Saturday Week 28 Year II All Saints

Friday Week 29 Year II

Print Version October 22nd, 2004

Interpreting the signs is always a difficult thing. How do we interpret the differences between us, between ourselves here or, on a larger stage, between nations, races, religions? Because different we are, often strangely so, sometimes monstrously.
Paul, in the face of difference, is pleading for unity—for charity, selflessness, gentleness and patience. Differences, in his opinion, have to be borne with for the sake of the unity of the Body: one Lord, one faith, one baptism, and one God who is father of all, over all, through all and within all.
The appeal to unity has a certain stirring beauty about it. Classically, unity is the hallmark of beauty; simplicity, harmony, unity of form. But too much unity and you have uniformity. And, where the things being unified are you and I, uniformity can become control. So why must there only be one? Why can’t there be two honest opinions? Three noble truths? Four ways of living life fully and justly?
Look at the fallout of 9/11 to see what can be done politically in the name of unity and the fear of difference.
But unity has never been the only trademark of beauty. Alongside unity there has always been colour. Look at the trees this week! They find new beauty at this time of year because they go wild with colour: they weren’t a uniform green before, but right now they are every shade of brown and gold, russet and rose.
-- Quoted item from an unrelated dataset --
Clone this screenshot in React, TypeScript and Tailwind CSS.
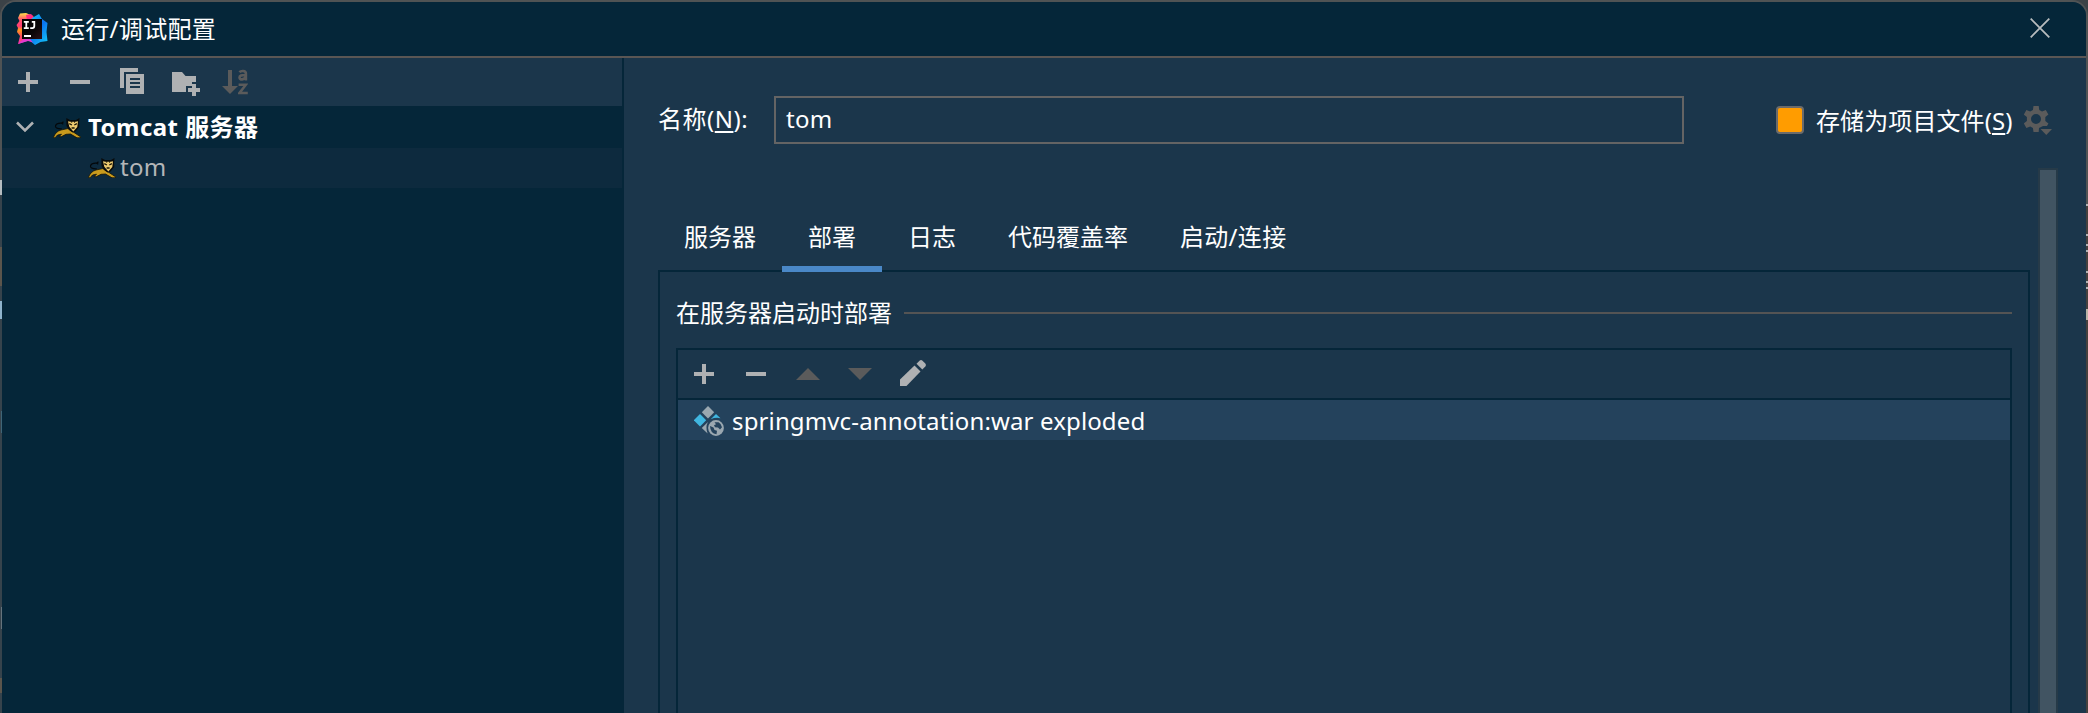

Colour and pattern and difference. “Glory be to God for dappled things!” says Hopkins. “He Fathers-forth whose beauty is past change: praise Him!” Look at the rich, strange, dappled world and you see a God in love with colour and with differences. And, Hopkins says, in every beautiful difference God makes Godself known. That’s the way we can interpret the difference between us: as signs of God at work, making beauty be.
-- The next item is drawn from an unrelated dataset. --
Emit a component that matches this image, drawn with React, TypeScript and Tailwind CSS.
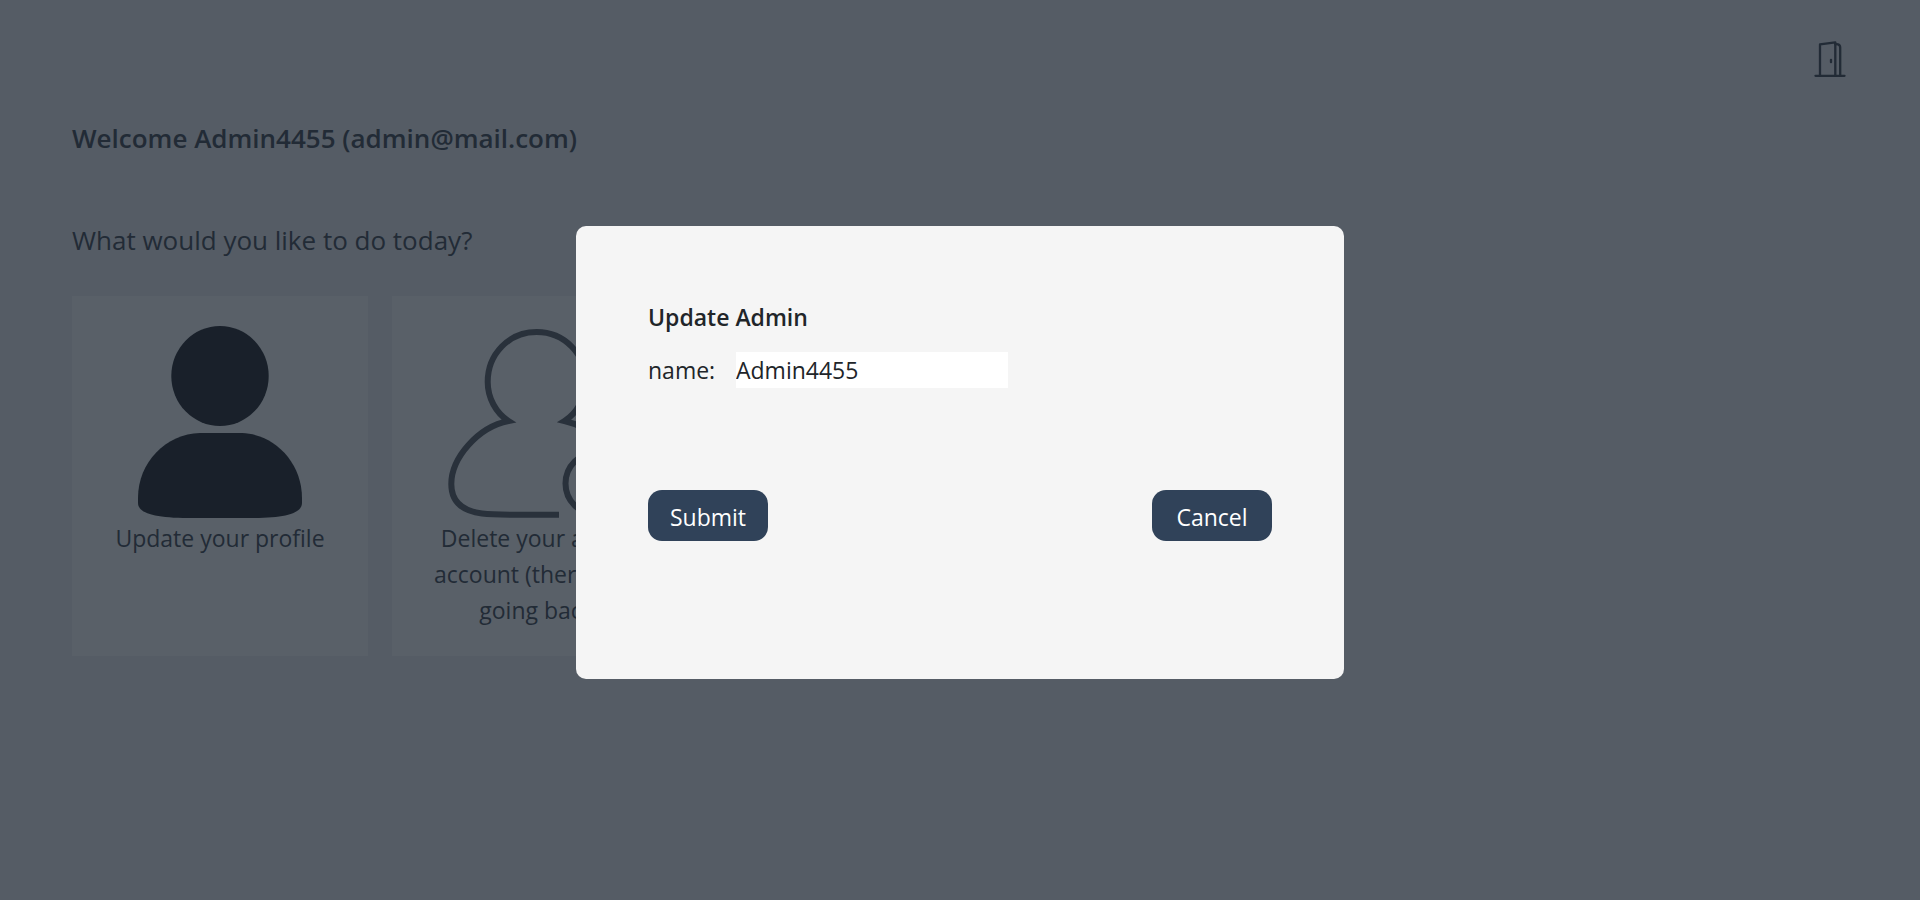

There’s the challenge for us as political animals: will we trust difference and make it be the beautiful thing it might be, even though it take effort and ingenuity and above all love?
I think that the political challenge is also our personal hope. Judged by the standards of unity and form our lives often seem a complete mess. We lack integrity. We know our own failings. Bits stick out. Wholeness eludes us. But … look at the colours! Look at what God has to work with! In God’s creative eye all that mess is pigment on the palette—potential, possibility, hope. And the bits that in our own eyes don’t fit are just the kind of challenge God likes, just the kind of challenge that can make a good work great.
Glory be to God, we are works of art, we are works in progress and God alone knows how beautifully we will work out.